* begin *

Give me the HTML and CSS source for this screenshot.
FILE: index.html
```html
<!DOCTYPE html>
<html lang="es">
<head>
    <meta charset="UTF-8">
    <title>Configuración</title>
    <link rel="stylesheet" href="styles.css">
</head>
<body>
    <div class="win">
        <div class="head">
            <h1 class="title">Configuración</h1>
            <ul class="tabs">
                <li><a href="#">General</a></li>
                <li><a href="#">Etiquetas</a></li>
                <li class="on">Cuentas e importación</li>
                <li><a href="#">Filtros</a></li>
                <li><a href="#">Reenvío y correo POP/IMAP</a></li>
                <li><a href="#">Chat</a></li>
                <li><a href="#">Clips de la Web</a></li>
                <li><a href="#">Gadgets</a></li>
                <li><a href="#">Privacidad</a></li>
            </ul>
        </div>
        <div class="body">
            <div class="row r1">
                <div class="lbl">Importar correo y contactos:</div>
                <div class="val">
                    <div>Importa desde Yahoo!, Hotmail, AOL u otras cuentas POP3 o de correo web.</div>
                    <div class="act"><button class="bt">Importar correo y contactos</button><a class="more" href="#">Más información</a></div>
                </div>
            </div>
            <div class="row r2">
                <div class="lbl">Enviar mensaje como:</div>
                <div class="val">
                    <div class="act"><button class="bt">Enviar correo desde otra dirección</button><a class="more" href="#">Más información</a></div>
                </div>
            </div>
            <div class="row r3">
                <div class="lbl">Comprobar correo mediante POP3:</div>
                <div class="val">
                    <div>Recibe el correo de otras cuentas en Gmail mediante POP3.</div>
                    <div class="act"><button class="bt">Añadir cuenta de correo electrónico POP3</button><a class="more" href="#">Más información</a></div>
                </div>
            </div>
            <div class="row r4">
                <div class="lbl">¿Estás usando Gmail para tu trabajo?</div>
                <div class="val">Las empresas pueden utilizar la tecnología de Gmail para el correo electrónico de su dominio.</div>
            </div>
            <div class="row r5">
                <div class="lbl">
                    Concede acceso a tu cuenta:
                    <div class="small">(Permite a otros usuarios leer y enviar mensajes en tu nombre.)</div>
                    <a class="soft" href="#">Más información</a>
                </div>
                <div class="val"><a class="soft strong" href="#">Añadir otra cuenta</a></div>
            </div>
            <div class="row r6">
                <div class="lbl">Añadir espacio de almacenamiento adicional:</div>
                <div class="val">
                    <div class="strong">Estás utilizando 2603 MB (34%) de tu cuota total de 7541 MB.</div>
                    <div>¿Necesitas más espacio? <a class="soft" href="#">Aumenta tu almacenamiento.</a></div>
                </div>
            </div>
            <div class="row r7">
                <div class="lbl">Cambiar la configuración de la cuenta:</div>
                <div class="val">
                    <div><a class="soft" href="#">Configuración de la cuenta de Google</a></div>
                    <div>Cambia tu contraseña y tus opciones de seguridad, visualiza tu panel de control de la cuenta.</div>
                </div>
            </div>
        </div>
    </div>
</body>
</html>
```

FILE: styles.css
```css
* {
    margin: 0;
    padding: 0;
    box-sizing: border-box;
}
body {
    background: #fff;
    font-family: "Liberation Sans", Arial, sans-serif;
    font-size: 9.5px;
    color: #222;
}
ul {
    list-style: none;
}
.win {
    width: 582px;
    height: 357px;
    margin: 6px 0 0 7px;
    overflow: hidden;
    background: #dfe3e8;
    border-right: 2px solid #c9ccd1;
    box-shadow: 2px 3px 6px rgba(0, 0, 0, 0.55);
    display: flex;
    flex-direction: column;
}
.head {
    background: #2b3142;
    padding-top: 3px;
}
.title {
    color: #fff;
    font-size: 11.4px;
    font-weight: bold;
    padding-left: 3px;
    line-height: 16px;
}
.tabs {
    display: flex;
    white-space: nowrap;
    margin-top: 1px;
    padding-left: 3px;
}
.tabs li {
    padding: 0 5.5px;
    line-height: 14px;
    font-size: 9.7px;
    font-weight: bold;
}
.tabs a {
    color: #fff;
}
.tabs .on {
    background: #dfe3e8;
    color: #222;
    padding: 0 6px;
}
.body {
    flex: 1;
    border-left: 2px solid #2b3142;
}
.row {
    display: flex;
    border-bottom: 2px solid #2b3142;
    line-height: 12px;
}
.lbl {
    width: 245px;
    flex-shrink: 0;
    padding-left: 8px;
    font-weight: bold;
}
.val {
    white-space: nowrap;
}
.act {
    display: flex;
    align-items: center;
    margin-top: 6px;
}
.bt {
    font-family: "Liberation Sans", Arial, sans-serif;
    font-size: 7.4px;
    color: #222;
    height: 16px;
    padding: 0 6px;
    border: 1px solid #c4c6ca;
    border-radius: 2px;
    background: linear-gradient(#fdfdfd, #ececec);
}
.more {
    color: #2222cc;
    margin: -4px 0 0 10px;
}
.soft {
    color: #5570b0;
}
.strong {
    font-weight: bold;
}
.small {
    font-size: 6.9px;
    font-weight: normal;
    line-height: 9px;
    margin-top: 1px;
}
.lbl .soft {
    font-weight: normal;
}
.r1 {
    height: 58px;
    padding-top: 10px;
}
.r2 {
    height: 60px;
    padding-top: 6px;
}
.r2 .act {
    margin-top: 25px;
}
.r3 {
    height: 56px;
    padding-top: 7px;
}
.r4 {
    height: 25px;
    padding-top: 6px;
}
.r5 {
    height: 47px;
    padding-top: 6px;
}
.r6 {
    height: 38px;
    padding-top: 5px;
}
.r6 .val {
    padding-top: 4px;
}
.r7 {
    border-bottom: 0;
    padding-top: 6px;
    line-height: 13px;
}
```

* end *

■ Required task:
Reproduce all the data word for word.

■ Written response:
Give me the HTML and CSS source for this screenshot.
FILE: index.html
```html
<!DOCTYPE html>
<html lang="es">
<head>
    <meta charset="UTF-8">
    <title>Configuración</title>
    <link rel="stylesheet" href="styles.css">
</head>
<body>
    <div class="win">
        <div class="head">
            <h1 class="title">Configuración</h1>
            <ul class="tabs">
                <li><a href="#">General</a></li>
                <li><a href="#">Etiquetas</a></li>
                <li class="on">Cuentas e importación</li>
                <li><a href="#">Filtros</a></li>
                <li><a href="#">Reenvío y correo POP/IMAP</a></li>
                <li><a href="#">Chat</a></li>
                <li><a href="#">Clips de la Web</a></li>
                <li><a href="#">Gadgets</a></li>
                <li><a href="#">Privacidad</a></li>
            </ul>
        </div>
        <div class="body">
            <div class="row r1">
                <div class="lbl">Importar correo y contactos:</div>
                <div class="val">
                    <div>Importa desde Yahoo!, Hotmail, AOL u otras cuentas POP3 o de correo web.</div>
                    <div class="act"><button class="bt">Importar correo y contactos</button><a class="more" href="#">Más información</a></div>
                </div>
            </div>
            <div class="row r2">
                <div class="lbl">Enviar mensaje como:</div>
                <div class="val">
                    <div class="act"><button class="bt">Enviar correo desde otra dirección</button><a class="more" href="#">Más información</a></div>
                </div>
            </div>
            <div class="row r3">
                <div class="lbl">Comprobar correo mediante POP3:</div>
                <div class="val">
                    <div>Recibe el correo de otras cuentas en Gmail mediante POP3.</div>
                    <div class="act"><button class="bt">Añadir cuenta de correo electrónico POP3</button><a class="more" href="#">Más información</a></div>
                </div>
            </div>
            <div class="row r4">
                <div class="lbl">¿Estás usando Gmail para tu trabajo?</div>
                <div class="val">Las empresas pueden utilizar la tecnología de Gmail para el correo electrónico de su dominio.</div>
            </div>
            <div class="row r5">
                <div class="lbl">
                    Concede acceso a tu cuenta:
                    <div class="small">(Permite a otros usuarios leer y enviar mensajes en tu nombre.)</div>
                    <a class="soft" href="#">Más información</a>
                </div>
                <div class="val"><a class="soft strong" href="#">Añadir otra cuenta</a></div>
            </div>
            <div class="row r6">
                <div class="lbl">Añadir espacio de almacenamiento adicional:</div>
                <div class="val">
                    <div class="strong">Estás utilizando 2603 MB (34%) de tu cuota total de 7541 MB.</div>
                    <div>¿Necesitas más espacio? <a class="soft" href="#">Aumenta tu almacenamiento.</a></div>
                </div>
            </div>
            <div class="row r7">
                <div class="lbl">Cambiar la configuración de la cuenta:</div>
                <div class="val">
                    <div><a class="soft" href="#">Configuración de la cuenta de Google</a></div>
                    <div>Cambia tu contraseña y tus opciones de seguridad, visualiza tu panel de control de la cuenta.</div>
                </div>
            </div>
        </div>
    </div>
</body>
</html>
```

FILE: styles.css
```css
* {
    margin: 0;
    padding: 0;
    box-sizing: border-box;
}
body {
    background: #fff;
    font-family: "Liberation Sans", Arial, sans-serif;
    font-size: 9.5px;
    color: #222;
}
ul {
    list-style: none;
}
.win {
    width: 582px;
    height: 357px;
    margin: 6px 0 0 7px;
    overflow: hidden;
    background: #dfe3e8;
    border-right: 2px solid #c9ccd1;
    box-shadow: 2px 3px 6px rgba(0, 0, 0, 0.55);
    display: flex;
    flex-direction: column;
}
.head {
    background: #2b3142;
    padding-top: 3px;
}
.title {
    color: #fff;
    font-size: 11.4px;
    font-weight: bold;
    padding-left: 3px;
    line-height: 16px;
}
.tabs {
    display: flex;
    white-space: nowrap;
    margin-top: 1px;
    padding-left: 3px;
}
.tabs li {
    padding: 0 5.5px;
    line-height: 14px;
    font-size: 9.7px;
    font-weight: bold;
}
.tabs a {
    color: #fff;
}
.tabs .on {
    background: #dfe3e8;
    color: #222;
    padding: 0 6px;
}
.body {
    flex: 1;
    border-left: 2px solid #2b3142;
}
.row {
    display: flex;
    border-bottom: 2px solid #2b3142;
    line-height: 12px;
}
.lbl {
    width: 245px;
    flex-shrink: 0;
    padding-left: 8px;
    font-weight: bold;
}
.val {
    white-space: nowrap;
}
.act {
    display: flex;
    align-items: center;
    margin-top: 6px;
}
.bt {
    font-family: "Liberation Sans", Arial, sans-serif;
    font-size: 7.4px;
    color: #222;
    height: 16px;
    padding: 0 6px;
    border: 1px solid #c4c6ca;
    border-radius: 2px;
    background: linear-gradient(#fdfdfd, #ececec);
}
.more {
    color: #2222cc;
    margin: -4px 0 0 10px;
}
.soft {
    color: #5570b0;
}
.strong {
    font-weight: bold;
}
.small {
    font-size: 6.9px;
    font-weight: normal;
    line-height: 9px;
    margin-top: 1px;
}
.lbl .soft {
    font-weight: normal;
}
.r1 {
    height: 58px;
    padding-top: 10px;
}
.r2 {
    height: 60px;
    padding-top: 6px;
}
.r2 .act {
    margin-top: 25px;
}
.r3 {
    height: 56px;
    padding-top: 7px;
}
.r4 {
    height: 25px;
    padding-top: 6px;
}
.r5 {
    height: 47px;
    padding-top: 6px;
}
.r6 {
    height: 38px;
    padding-top: 5px;
}
.r6 .val {
    padding-top: 4px;
}
.r7 {
    border-bottom: 0;
    padding-top: 6px;
    line-height: 13px;
}
```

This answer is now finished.